Pour les personnes résidant à l’étranger, on peut supposer que les officiers d’état civil compétents pour un changement de prénom (au sens large) seront ceux des consulats dont dépendent les intéressés et qu’ils auront à saisir le procureur de la République de Nantes en cas de difficultés, auquel cas le juge aux affaires familiales (JAF) de Nantes sera compétent en cas de refus de changement.
Des décrets, arrêtés ou circulaires viendront certainement apporter des précisions à chacun.
La demande de changement de prénom est une procédure dite gracieuse
Une demande d’ajout, de suppression, de changement ou d’inversion de prénom est une procédure gracieuse et est à ce titre obligatoirement soumise pour avis au procureur de la République, qui peut donc s’y opposer même si c’est toujours le juge aux affaires familiales qui tranchera.
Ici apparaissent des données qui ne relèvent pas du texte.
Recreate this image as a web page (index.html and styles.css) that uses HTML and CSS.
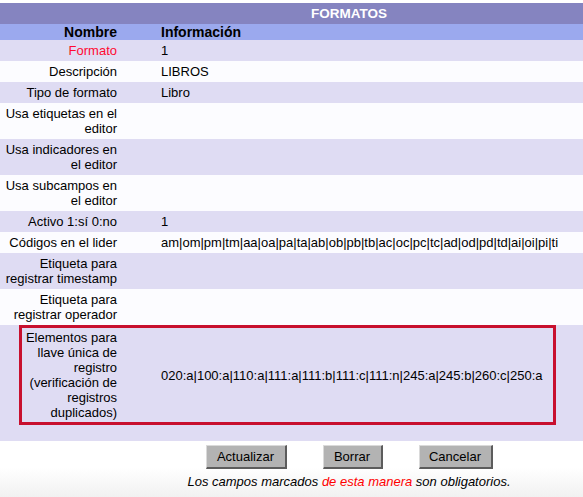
FILE: index.html
```html
<!DOCTYPE html>
<html lang="es">
<head>
<meta charset="utf-8">
<title>Formatos</title>
<link rel="stylesheet" href="styles.css">
</head>
<body>
<div class="page">
  <table class="form">
    <tr><th colspan="2" class="title">FORMATOS</th></tr>
    <tr class="cols"><th class="name">Nombre</th><th class="info">Información</th></tr>
    <tr class="alt"><td class="label req">Formato</td><td class="value">1</td></tr>
    <tr class="plain"><td class="label">Descripción</td><td class="value">LIBROS</td></tr>
    <tr class="alt"><td class="label">Tipo de formato</td><td class="value">Libro</td></tr>
    <tr class="plain"><td class="label">Usa etiquetas en el editor</td><td class="value"></td></tr>
    <tr class="alt"><td class="label">Usa indicadores en el editor</td><td class="value"></td></tr>
    <tr class="plain"><td class="label">Usa subcampos en el editor</td><td class="value"></td></tr>
    <tr class="alt"><td class="label">Activo 1:sí 0:no</td><td class="value">1</td></tr>
    <tr class="plain"><td class="label">Códigos en el lider</td><td class="value">am|om|pm|tm|aa|oa|pa|ta|ab|ob|pb|tb|ac|oc|pc|tc|ad|od|pd|td|ai|oi|pi|ti</td></tr>
    <tr class="alt"><td class="label">Etiqueta para registrar timestamp</td><td class="value"></td></tr>
    <tr class="plain"><td class="label">Etiqueta para registrar operador</td><td class="value"></td></tr>
    <tr class="alt">
      <td colspan="2" class="errcell">
        <table class="err">
          <tr>
            <td class="errlabel">Elementos para llave única de registro (verificación de registros duplicados)</td>
            <td class="errvalue">020:a|100:a|110:a|111:a|111:b|111:c|111:n|245:a|245:b|260:c|250:a</td>
          </tr>
        </table>
      </td>
    </tr>
  </table>
  <div class="actions">
    <button type="button" class="btn btn-update">Actualizar</button>
    <button type="button" class="btn btn-delete">Borrar</button>
    <button type="button" class="btn btn-cancel">Cancelar</button>
  </div>
  <p class="note">Los campos marcados <span class="note-req">de esta manera</span> son obligatorios.</p>
</div>
</body>
</html>
```

FILE: styles.css
```css
html {
  overflow: hidden;
  background: linear-gradient(to bottom, #ffffff 0, #ffffff 468px, #f1f1f1 497px);
  min-height: 100%;
}

body {
  margin: 0;
  padding-top: 3px;
  font-family: "Liberation Sans", Arial, Helvetica, sans-serif;
  font-size: 13px;
  line-height: 15px;
  color: #000;
}

.page {
  width: 698px;
}

.form {
  width: 698px;
  border-collapse: collapse;
  border-spacing: 0;
}

.form td,
.form th {
  padding: 0;
}

.form .title {
  background: #8584c0;
  color: #fff;
  font-size: 13.5px;
  font-weight: bold;
  text-align: center;
  padding: 3px 0;
}

.cols th {
  background: #9ba9ee;
  font-size: 14px;
  line-height: 16px;
  font-weight: bold;
}

.form .cols .name {
  text-align: right;
  padding-right: 3px;
}

.form .cols .info {
  text-align: left;
  padding-left: 41px;
}

.alt {
  background: #dfdcf3;
}

.plain {
  background: #fcfcff;
}

.form .label {
  box-sizing: border-box;
  width: 120px;
  text-align: right;
  vertical-align: middle;
  padding: 3px 3px 3px 2px;
}

.form .value {
  text-align: left;
  vertical-align: middle;
  white-space: nowrap;
  padding: 3px 0 3px 41px;
}

.req {
  color: #ff0a32;
}

.form .errcell {
  padding: 0 0 16px 19px;
  vertical-align: top;
}

.err {
  box-sizing: border-box;
  width: 537px;
  border: 3px solid #c8102e;
  border-collapse: separate;
  border-spacing: 0;
}

.form .errlabel {
  box-sizing: border-box;
  width: 98px;
  text-align: right;
  vertical-align: middle;
  padding: 2px 3px 2px 2px;
}

.form .errvalue {
  text-align: left;
  vertical-align: middle;
  white-space: nowrap;
  padding: 2px 0 2px 41px;
}

.actions {
  display: flex;
  justify-content: center;
  gap: 36px;
  margin-top: 4px;
}

.btn {
  box-sizing: border-box;
  height: 24px;
  margin: 0;
  padding: 0;
  font-family: "Liberation Sans", Arial, Helvetica, sans-serif;
  font-size: 13px;
  line-height: 21px;
  color: #000;
  text-align: center;
  background: #b3b3b3;
  border-style: solid;
  border-width: 1px 2px 2px 1px;
  border-color: #dadada #5c5c5c #5c5c5c #dadada;
  border-radius: 0;
}

.btn-update {
  width: 81px;
}

.btn-delete {
  width: 60px;
}

.btn-cancel {
  width: 74px;
}

.note {
  margin: 5px 0 0;
  text-align: center;
  font-style: italic;
  line-height: 15px;
}

.note-req {
  color: #ff0000;
}
```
La nouvelle loi maintiendra d’autant plus cette situation que le procureur aura déjà fait connaître son opposition avant même la saisine du juge aux affaires familiales. Mais il n’est pas exclu que le procureur se prononce différemment si des éléments ou des arguments plus probants lui sont soumis.
Faut-il avoir recours à un avocat pour un changement de prénom ?
Quel que soit le stade de la procédure, une demande de changement de prénom doit donc être soigneusement préparée pour avoir un maximum de chances d’aboutir. Même si le recours à un avocat n’est obligatoire qu’au dernier stade de la procédure, il peut être utile de se faire conseiller par un avocat avant de s’engager dans cette démarche.